### [Collected data]
— begin —
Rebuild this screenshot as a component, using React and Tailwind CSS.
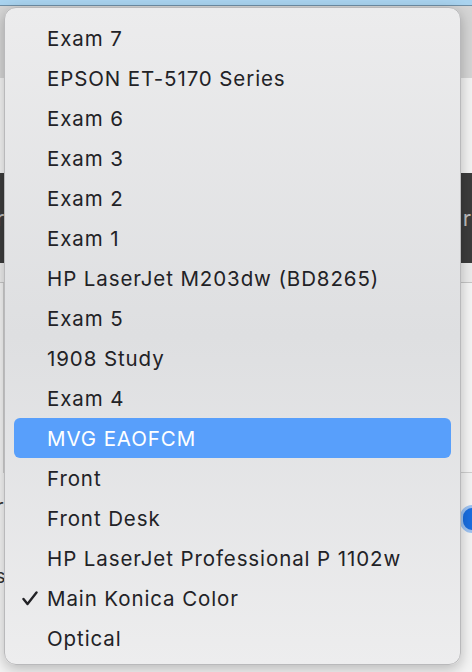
import React from 'react'

const printers = [
  'Exam 7',
  'EPSON ET-5170 Series',
  'Exam 6',
  'Exam 3',
  'Exam 2',
  'Exam 1',
  'HP LaserJet M203dw (BD8265)',
  'Exam 5',
  '1908 Study',
  'Exam 4',
  'MVG EAOFCM',
  'Front',
  'Front Desk',
  'HP LaserJet Professional P 1102w',
  'Main Konica Color',
  'Optical',
]

const highlighted = 'MVG EAOFCM'
const selected = 'Main Konica Color'

const Check = () => (
  <svg width="16" height="15" viewBox="0 0 16 15" fill="none" stroke="currentColor" strokeWidth="2.4" strokeLinecap="round" strokeLinejoin="round">
    <polyline points="1.5 8 5.5 13 14.5 1.5" />
  </svg>
)

export default function App() {
  return (
    <div
      className="relative w-[472px] h-[672px] overflow-hidden bg-[#f4f4f4]"
      style={{ fontFamily: 'Inter, "Noto Sans", sans-serif' }}
    >
      {/* Window behind the menu */}
      <div className="flex flex-col">
        <div className="h-[6px] bg-[#a9d3ef] border-b border-[#6f8fa6]" />
        <div className="h-[72px] bg-[#d5d5d5]" />
        <div className="h-[95px] bg-[#f3f3f3]" />
        <div className="h-[90px] bg-[#3c3c3c] flex items-center justify-between text-[#bdbdbd] text-[22px]">
          <span className="-ml-[4px]">r</span>
          <span className="mr-[1px]">r</span>
        </div>
        <div className="h-[20px] bg-[#ececec] border-b border-[#c6c6c6]" />
        <div className="h-[190px] bg-[#f5f5f5] border-l border-[#cfcfcf] ml-[3px] border-b" />
        <div className="relative h-[200px] bg-[#f4f4f4] text-[#333] text-[20px]">
          <span className="absolute left-[-4px] top-[18px]">r</span>
          <span className="absolute left-[-5px] top-[88px]">s</span>
          <div className="absolute right-[-12px] top-[32px] w-[24px] h-[28px] rounded-full bg-[#1a6ee0] border-[3px] border-[#9ec3f2]" />
        </div>
      </div>

      {/* Popup menu */}
      <div className="absolute left-[4px] top-[7px] w-[457px] h-[658px] rounded-[12px] border border-[#b9b9bb] shadow-[0_4px_14px_rgba(0,0,0,0.25)] bg-gradient-to-b from-[#ececed] via-[#dedfe1] to-[#ededee] pt-[10px]">
        {printers.map((name) => {
          const isHi = name === highlighted
          return (
            <div key={name} className="px-[9px]">
              <div
                className={`h-[40px] flex items-center rounded-[6px] ${
                  isHi ? 'bg-[#589ffb] text-white' : 'text-[#222226]'
                }`}
              >
                <span className="w-[33px] flex justify-end pr-[9px]">
                  {name === selected && <Check />}
                </span>
                <span className="text-[20.5px] leading-none tracking-[0.9px] pt-[2px]">{name}</span>
              </div>
            </div>
          )
        })}
      </div>
    </div>
  )
}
— end —
### [Exercise]
Leave out the pictures. Transcribe only the lines above, from the first through the one that contains "const selected = 'Main Konica Color'".

### [Exercise output]
Rebuild this screenshot as a component, using React and Tailwind CSS.
import React from 'react'

const printers = [
  'Exam 7',
  'EPSON ET-5170 Series',
  'Exam 6',
  'Exam 3',
  'Exam 2',
  'Exam 1',
  'HP LaserJet M203dw (BD8265)',
  'Exam 5',
  '1908 Study',
  'Exam 4',
  'MVG EAOFCM',
  'Front',
  'Front Desk',
  'HP LaserJet Professional P 1102w',
  'Main Konica Color',
  'Optical',
]

const highlighted = 'MVG EAOFCM'
const selected = 'Main Konica Color'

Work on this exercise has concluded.